Snap was priced at $17 per share late Wednesday night, above expectations of $14-$16 a share, but few mom and pop investors had a chance to buy the hot tech stock at that price.
“Reports indicated that a very large portion of the Snap IPO shares were allocated to institutional investors, both mutual funds and hedge funds," Jay Ritter, professor of finance at the University of Florida, told FOX Business. "Furthermore, 14 million shares were sold to ‘friends and family’ with the company, rather than the underwriters deciding who would be allowed to buy these shares."
Ritter said a smaller percentage of Snapchat shares (less than 10%) were allocated to individuals not affiliated with the company when compared with Facebook (25%), and the average IPO (15%-20%).
The Securities and Exchange Commission declined FOX Business’ request for comment.
A recent outpouring of IPO action is attributable to the market’s record breaking tear since the election, which has provided favorable conditions for companies to go public. Since November 8, the Dow Jones Industrial Average has gained about 2700 points, thanks to the president’s economic agenda which includes plans to slash taxes and regulations. The Dow jumped 1000 points from 20K to reach 21K at a record speed not seen since 1999.
In an interview Thursday, New York Stock Exchange president Tom Farley told FOX Business that this rally has increased the number IPOs on his exchange in the first quarter dramatically when compared with the same period last year.
“If you look at what we call the calendar, the number of IPOs that are planned over the next month or so – there’s a lot. So it’s really humming nicely now. We have the trifecta – high asset prices, low volatility, low and stable interest rates,” Farley said during the interview on FOX Business’ “After the Bell.”

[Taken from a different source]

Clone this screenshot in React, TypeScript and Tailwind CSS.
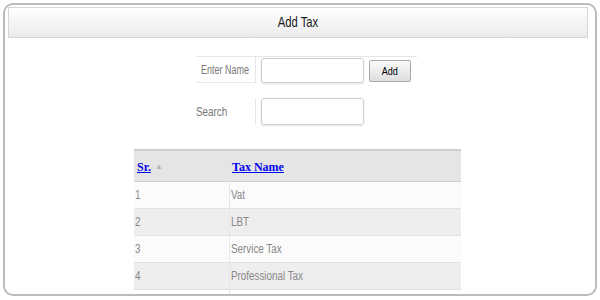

Snapchat was the New York Stock Exchange’s twelfth IPO of the first quarter. Last year during the same period a grand total of zero companies went public on the exchange.
However, individual investors shouldn’t get too excited about the surge of IPO activity. It's unlikely the average investor will be able to get in on any other high interest stocks coming to market at IPO price.
“It would be very unusual if individual investors revived more than a very modest allocation of shares in a ‘hot’ (or oversubscribed) IPO,” John Coffee, head of Columbia Law School's Center for Corporate Governance, told FOX Business. “Generally, underwriters allocate the scarce shares in a hot IPO to the institutional customers who have generated the largest brokerage commissions with them over the recent past. This motivates institutions to allocate commissions to the underwriters who have hot IPOs coming to the market.”
Even though the average investor missed out on Snapchat’s IPO, some experts say it may be for the best. While Snap had maintained its gains as of mid-day Friday, many money managers are still wary of the social media stock after the great Twitter (NYSE:TWTR) flop of 2013.
“Monetization of their user base over 24-36 months will be a critical water mark,” Chad Morganlander, portfolio manager at Washington Cross Advisors, told FOX Business. “From a business model perspective the market will be unforgiving to any company that is not able to monetize that tremendous user base, so only time will with Snapchat.”